**Prompt**
Find the lines below that contain the string "styles". Copy each one.

----- Recorded data -----

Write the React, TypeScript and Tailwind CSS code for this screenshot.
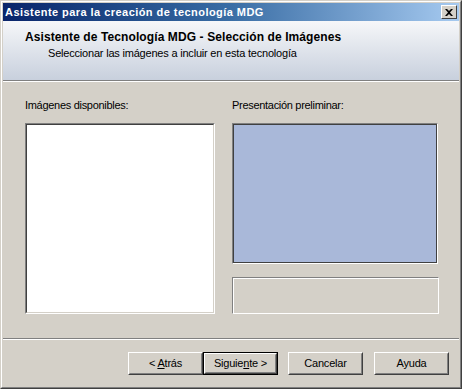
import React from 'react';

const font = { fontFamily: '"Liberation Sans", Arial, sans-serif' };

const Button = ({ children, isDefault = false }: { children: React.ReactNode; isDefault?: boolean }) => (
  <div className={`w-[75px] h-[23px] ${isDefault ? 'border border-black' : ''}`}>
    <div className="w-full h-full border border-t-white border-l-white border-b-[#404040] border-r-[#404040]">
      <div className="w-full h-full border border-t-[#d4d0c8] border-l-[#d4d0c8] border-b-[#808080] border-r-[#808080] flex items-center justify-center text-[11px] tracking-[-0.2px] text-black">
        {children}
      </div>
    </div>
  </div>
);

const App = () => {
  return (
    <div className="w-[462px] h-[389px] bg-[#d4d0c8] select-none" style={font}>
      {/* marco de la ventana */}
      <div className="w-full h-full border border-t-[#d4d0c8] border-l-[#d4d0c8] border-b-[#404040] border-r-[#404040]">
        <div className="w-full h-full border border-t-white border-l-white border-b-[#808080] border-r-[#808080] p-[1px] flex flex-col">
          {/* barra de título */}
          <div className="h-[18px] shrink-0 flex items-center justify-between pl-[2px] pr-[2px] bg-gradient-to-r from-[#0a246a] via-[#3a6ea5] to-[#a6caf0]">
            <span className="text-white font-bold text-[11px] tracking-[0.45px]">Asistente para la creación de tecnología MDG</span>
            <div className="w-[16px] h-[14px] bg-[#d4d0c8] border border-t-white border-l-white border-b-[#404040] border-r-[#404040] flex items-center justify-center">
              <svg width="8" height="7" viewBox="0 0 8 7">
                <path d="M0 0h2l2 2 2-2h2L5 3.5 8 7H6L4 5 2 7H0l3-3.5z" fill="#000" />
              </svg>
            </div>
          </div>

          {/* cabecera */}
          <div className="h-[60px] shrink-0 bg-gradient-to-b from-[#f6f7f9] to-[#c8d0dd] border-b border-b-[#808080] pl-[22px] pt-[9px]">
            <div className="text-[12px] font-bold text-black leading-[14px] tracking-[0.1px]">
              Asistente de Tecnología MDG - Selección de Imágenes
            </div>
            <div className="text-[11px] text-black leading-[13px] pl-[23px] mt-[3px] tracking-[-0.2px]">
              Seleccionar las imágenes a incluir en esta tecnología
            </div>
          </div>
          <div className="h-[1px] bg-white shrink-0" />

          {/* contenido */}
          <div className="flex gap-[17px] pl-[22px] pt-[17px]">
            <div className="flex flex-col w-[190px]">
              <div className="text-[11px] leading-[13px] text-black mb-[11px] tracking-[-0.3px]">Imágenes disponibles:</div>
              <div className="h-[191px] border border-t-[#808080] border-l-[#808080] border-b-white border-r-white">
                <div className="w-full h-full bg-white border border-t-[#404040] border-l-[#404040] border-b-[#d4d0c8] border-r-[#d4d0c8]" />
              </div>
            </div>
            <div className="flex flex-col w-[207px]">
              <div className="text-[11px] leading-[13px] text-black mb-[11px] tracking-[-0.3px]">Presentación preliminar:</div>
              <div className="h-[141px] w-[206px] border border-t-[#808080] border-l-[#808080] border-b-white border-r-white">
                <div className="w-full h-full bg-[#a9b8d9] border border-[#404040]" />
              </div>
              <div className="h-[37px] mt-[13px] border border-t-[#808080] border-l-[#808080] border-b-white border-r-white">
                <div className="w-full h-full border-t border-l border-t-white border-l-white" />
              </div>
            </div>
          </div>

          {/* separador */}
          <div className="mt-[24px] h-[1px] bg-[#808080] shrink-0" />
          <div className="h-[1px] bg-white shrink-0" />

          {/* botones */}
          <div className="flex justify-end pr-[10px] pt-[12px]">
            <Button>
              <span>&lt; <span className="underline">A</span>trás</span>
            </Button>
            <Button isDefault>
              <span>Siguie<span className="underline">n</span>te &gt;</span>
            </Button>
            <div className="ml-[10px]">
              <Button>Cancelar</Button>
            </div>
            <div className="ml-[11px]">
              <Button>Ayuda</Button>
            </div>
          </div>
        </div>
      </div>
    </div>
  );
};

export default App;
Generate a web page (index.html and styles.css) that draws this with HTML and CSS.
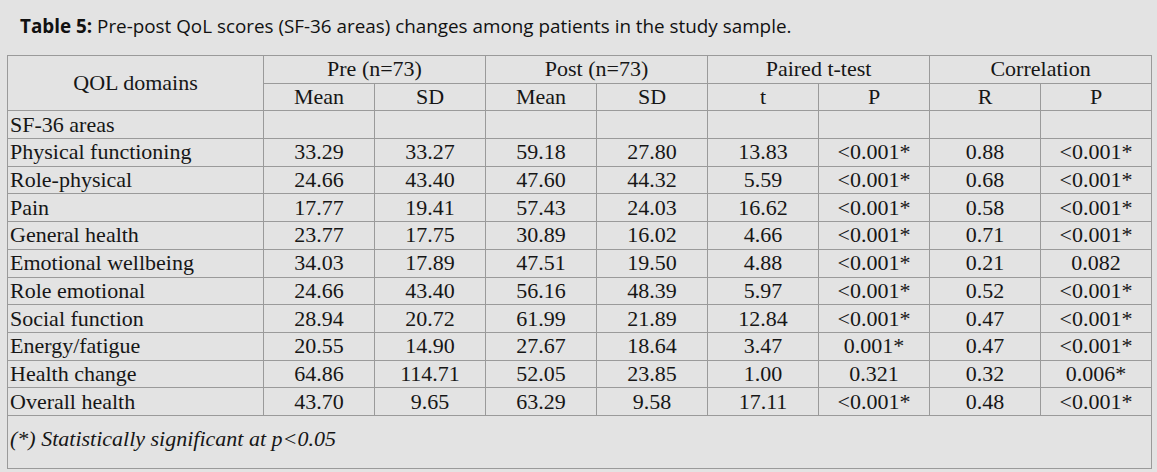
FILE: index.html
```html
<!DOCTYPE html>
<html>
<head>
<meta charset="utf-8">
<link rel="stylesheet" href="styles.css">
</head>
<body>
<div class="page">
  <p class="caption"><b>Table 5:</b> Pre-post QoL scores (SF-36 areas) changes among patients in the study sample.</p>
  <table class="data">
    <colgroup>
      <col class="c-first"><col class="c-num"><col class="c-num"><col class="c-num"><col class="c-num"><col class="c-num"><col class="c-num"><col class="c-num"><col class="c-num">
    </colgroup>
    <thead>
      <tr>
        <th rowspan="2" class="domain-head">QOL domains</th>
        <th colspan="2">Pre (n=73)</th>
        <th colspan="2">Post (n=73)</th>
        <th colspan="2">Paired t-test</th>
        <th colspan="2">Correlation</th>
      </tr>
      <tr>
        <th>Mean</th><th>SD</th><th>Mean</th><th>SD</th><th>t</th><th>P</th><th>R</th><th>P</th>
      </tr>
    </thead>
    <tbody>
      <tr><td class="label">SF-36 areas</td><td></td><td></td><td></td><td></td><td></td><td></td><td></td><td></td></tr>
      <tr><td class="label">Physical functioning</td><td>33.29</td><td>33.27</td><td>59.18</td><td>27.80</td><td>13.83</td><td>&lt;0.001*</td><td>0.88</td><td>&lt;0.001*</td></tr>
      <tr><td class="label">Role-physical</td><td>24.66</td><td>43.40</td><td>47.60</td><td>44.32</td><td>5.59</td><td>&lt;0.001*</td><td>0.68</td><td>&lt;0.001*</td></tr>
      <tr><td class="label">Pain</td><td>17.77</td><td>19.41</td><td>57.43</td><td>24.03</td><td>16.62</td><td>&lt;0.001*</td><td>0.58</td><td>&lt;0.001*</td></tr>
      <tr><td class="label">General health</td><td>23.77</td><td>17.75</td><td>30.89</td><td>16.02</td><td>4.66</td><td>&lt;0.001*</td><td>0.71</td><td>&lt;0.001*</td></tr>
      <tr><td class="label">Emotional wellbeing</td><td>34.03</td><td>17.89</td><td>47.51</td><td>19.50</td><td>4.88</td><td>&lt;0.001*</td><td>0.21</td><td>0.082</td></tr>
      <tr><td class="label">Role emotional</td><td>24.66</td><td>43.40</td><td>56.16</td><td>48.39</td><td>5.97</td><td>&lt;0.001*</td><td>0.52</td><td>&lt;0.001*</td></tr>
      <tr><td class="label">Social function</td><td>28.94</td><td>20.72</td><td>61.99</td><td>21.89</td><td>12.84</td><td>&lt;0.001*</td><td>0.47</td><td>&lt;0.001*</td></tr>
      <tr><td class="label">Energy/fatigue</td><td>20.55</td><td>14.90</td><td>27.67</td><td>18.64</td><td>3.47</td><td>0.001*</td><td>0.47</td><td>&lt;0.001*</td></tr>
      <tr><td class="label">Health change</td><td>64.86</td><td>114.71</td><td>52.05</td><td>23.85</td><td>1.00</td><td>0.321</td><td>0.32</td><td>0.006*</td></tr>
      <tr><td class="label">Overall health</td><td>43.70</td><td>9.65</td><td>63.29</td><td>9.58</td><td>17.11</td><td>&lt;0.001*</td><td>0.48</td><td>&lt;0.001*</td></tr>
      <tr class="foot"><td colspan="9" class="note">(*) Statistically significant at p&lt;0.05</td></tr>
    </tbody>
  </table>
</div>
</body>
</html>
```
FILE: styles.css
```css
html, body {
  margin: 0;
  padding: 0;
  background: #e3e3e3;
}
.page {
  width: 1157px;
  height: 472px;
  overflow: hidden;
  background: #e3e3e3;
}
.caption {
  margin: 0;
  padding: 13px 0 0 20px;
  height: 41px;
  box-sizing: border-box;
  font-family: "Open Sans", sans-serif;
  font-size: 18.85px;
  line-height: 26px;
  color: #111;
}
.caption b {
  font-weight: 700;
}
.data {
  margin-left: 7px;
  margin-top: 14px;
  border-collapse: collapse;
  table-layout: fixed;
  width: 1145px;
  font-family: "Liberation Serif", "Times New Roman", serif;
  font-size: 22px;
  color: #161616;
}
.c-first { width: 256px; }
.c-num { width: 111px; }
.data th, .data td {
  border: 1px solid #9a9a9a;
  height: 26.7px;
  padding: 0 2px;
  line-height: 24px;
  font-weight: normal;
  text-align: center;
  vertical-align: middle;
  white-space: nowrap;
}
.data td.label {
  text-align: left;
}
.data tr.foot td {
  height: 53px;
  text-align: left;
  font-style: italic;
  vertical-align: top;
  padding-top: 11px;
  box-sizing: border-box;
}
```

-----

**Reply**
Generate a web page (index.html and styles.css) that draws this with HTML and CSS.
<link rel="stylesheet" href="styles.css">
FILE: styles.css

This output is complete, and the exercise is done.